When you send your children off to school, your hope as a parent is that they will succeed, thrive, and flourish. You want them to make friends, to try hard, behave well, and above all grow into a well-rounded young person. However, sometimes there are bumps in the road; your child might encounter social problems or be struggling to keep up with the academic side of things. 

 

As a parent,  it can be so frustrating to see your child suffering at school. Here are some parenting tips for kids who are struggling at school. 

  1. Invest in extra academic support for kids falling behind.

It isn’t ideal to have to hire a tutor or work with your child’s school to get them the support they need, but your child has to come first. If your child is struggling with a specific subject such as Maths or English, hiring a tutor who can give them some one-on-one support is a great idea. You might find that even that one-on-one confidence boost is enough to give your child the self-esteem they need to press on.

 

There are local tutoring companies in every city that you can ask for structured academic support, or alternatively, you could take on this role yourself. Sites like Studentreasures.com contain awesome resources that can help you, as a parent, support your child’s academic development.

 

  1. Visit with a psychologist to discuss behavioral problems.

If your child is exhibiting disruptive or bullying behavior towards other kids at school, it’s time to step in. While all kids go through rebellious phases, inflicting emotional or physical harm on others needs to be dealt with. Similarly, if your child’s teachers report that they are constantly disrupting the class or ignoring the teacher’s commands, this is something that should be tackled. 

 

A pediatric psychologist might be able to help you come to a solution for this behavior. Usually, children exhibit outbursts or disruptive behavior because of something happening within; perhaps they are upset by something at home, or feel they need to show off to get respect from their peers. 

  1. Meet with your child’s teachers to discuss your concerns.

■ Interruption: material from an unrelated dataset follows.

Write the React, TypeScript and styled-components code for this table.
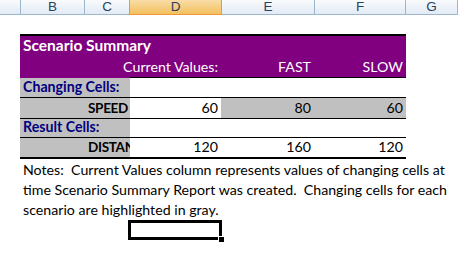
import React from 'react';
import styled, { createGlobalStyle, css } from 'styled-components';

const GlobalStyle = createGlobalStyle`
	html, body {
		margin: 0;
		padding: 0;
		background: #ffffff;
	}
	body {
		font-family: Lato, 'Liberation Sans', sans-serif;
		font-size: 14.2px;
		color: #000000;
	}
`;

const Sheet = styled.div`
	width: 458px;
	height: 269px;
	overflow: hidden;
`;

const ColumnHeaders = styled.div`
	display: flex;
	height: 15px;
	box-sizing: border-box;
	border-bottom: 1px solid #9eb6ce;
	background: linear-gradient(#f9fbfd, #e2eaf5);
`;

const HeaderCell = styled.div<{ $width?: number, $active?: boolean }>`
	flex: ${p => p.$width ? `0 0 ${p.$width}px` : '1 1 auto'};
	box-sizing: border-box;
	border-right: 1px solid #9eb6ce;
	display: flex;
	align-items: center;
	justify-content: center;
	font-family: 'Liberation Sans', sans-serif;
	font-size: 13.5px;
	color: #27415f;
	line-height: 14px;
	${p => p.$active && css`
		background: linear-gradient(#f9dca6, #f1c15f);
		border-right-color: #f29536;
		box-shadow: -1px 0 0 #f29536;
		height: 15px;
		border-bottom: 1px solid #f29536;
	`}
`;

const Table = styled.div`
	margin-top: 19px;
	margin-left: 20px;
	width: 386px;
	border-top: 2px solid #000000;
	display: grid;
	grid-template-columns: 65px 45px 91px 93px 92px;
`;

const Cell = styled.div<{
	$height: number,
	$fill?: 'purple' | 'gray' | 'white',
	$align?: 'left' | 'right',
	$bottom?: number,
	$span?: number,
	$clip?: boolean,
}>`
	grid-column: span ${p => p.$span || 1};
	height: ${p => p.$height}px;
	box-sizing: border-box;
	display: flex;
	align-items: flex-end;
	justify-content: ${p => p.$align === 'right' ? 'flex-end' : 'flex-start'};
	padding: 0 3px 1px 3px;
	white-space: nowrap;
	line-height: 18px;
	overflow: ${p => p.$clip ? 'hidden' : 'visible'};
	background: ${p => p.$fill === 'purple' ? '#800080' : p.$fill === 'gray' ? '#c0c0c0' : '#ffffff'};
	color: ${p => p.$fill === 'purple' ? '#ffffff' : '#000000'};
	border-bottom: ${p => p.$bottom ? `${p.$bottom}px solid #000000` : 'none'};
`;

const Title = styled.span`
	font-weight: 700;
	font-size: 15.5px;
	padding-bottom: 1px;
`;

const Label = styled.span<{ $navy?: boolean }>`
	font-weight: 700;
	color: ${p => p.$navy ? '#000080' : '#000000'};
	${p => !p.$navy && css`
		font-size: 13.5px;
		letter-spacing: -0.3px;
	`}
`;

const Notes = styled.div`
	padding: 1px 0 0 23px;
	line-height: 20px;
	white-space: nowrap;
`;

const SelectionRow = styled.div`
	display: flex;
	padding-left: 128px;
`;

const SelectedCell = styled.div`
	position: relative;
	width: 94px;
	height: 20px;
	box-sizing: border-box;
	border: 3px solid #000000;
`;

const FillHandle = styled.div`
	position: absolute;
	right: -5px;
	bottom: -5px;
	width: 5px;
	height: 5px;
	background: #000000;
	border: 1px solid #ffffff;
	border-right: none;
	border-bottom: none;
`;

const columns = [
	{ name: '', width: 21 },
	{ name: 'B', width: 64 },
	{ name: 'C', width: 45 },
	{ name: 'D', width: 92, active: true },
	{ name: 'E', width: 93 },
	{ name: 'F', width: 91 },
	{ name: 'G' },
];

type DataRow = {
	label: string,
	values: string[],
	gray: boolean[],
	height: number,
	bottom: number,
};

const dataRows: DataRow[] = [
	{ label: 'SPEED', values: ['60', '80', '60'], gray: [false, true, true], height: 21, bottom: 1 },
	{ label: 'DISTANCE', values: ['120', '160', '120'], gray: [false, false, false], height: 21, bottom: 2 },
];

const App: React.FC = () => {
	function renderSection (title: string, row: DataRow, headHeight: number) {
		return (
			<>
				<Cell $height={headHeight} $fill='gray' $span={2} $bottom={1}>
					<Label $navy>{title}</Label>
				</Cell>
				<Cell $height={headHeight} $bottom={1} />
				<Cell $height={headHeight} $bottom={1} />
				<Cell $height={headHeight} $bottom={1} />
				<Cell $height={row.height} $fill='gray' $bottom={row.bottom} />
				<Cell $height={row.height} $fill='gray' $bottom={row.bottom} $clip>
					<Label>{row.label}</Label>
				</Cell>
				{row.values.map((v, i) => (
					<Cell key={i} $height={row.height} $fill={row.gray[i] ? 'gray' : 'white'} $align='right' $bottom={row.bottom}>
						{v}
					</Cell>
				))}
			</>
		);
	}

	return (
		<Sheet>
			<GlobalStyle />
			<ColumnHeaders>
				{columns.map((c, i) => (
					<HeaderCell key={i} $width={c.width} $active={c.active}>{c.name}</HeaderCell>
				))}
			</ColumnHeaders>
			<Table>
				<Cell $height={20} $fill='purple' $span={5}>
					<Title>Scenario Summary</Title>
				</Cell>
				<Cell $height={22} $fill='purple' $span={2} />
				<Cell $height={22} $fill='purple' $align='right' $bottom={1}>Current Values:</Cell>
				<Cell $height={22} $fill='purple' $align='right' $bottom={1}>FAST</Cell>
				<Cell $height={22} $fill='purple' $align='right' $bottom={1}>SLOW</Cell>
				{renderSection('Changing Cells:', dataRows[0], 20)}
				{renderSection('Result Cells:', dataRows[1], 19)}
			</Table>
			<Notes>
				Notes:&nbsp; Current Values column represents values of changing cells at<br />
				time Scenario Summary Report was created.&nbsp; Changing cells for each<br />
				scenario are highlighted in gray.
			</Notes>
			<SelectionRow>
				<SelectedCell>
					<FillHandle />
				</SelectedCell>
			</SelectionRow>
		</Sheet>
	);
};

export default App;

If your child is experiencing a period of low confidence, or you suspect they are being bullied, you should immediately book a meeting with your child’s teacher. It is easy to downplay these things as just a phase, but if you sense your child isn’t doing well at school, it is better to prevent further upset than to let it pan out. 

 

Your child’s teacher can provide insights on how your child comes across in the classroom; the social groups they have formed; and whether they share your concerns. By working together, you can come up with a good solution that benefits your child. 

Final thoughts…

Your child’s development is so important to you, so you should make sure to be involved and pay attention to their progress at school. While it is sometimes better to hang back and let your child figure things out for themselves, at other times, you should step in and give them extra support.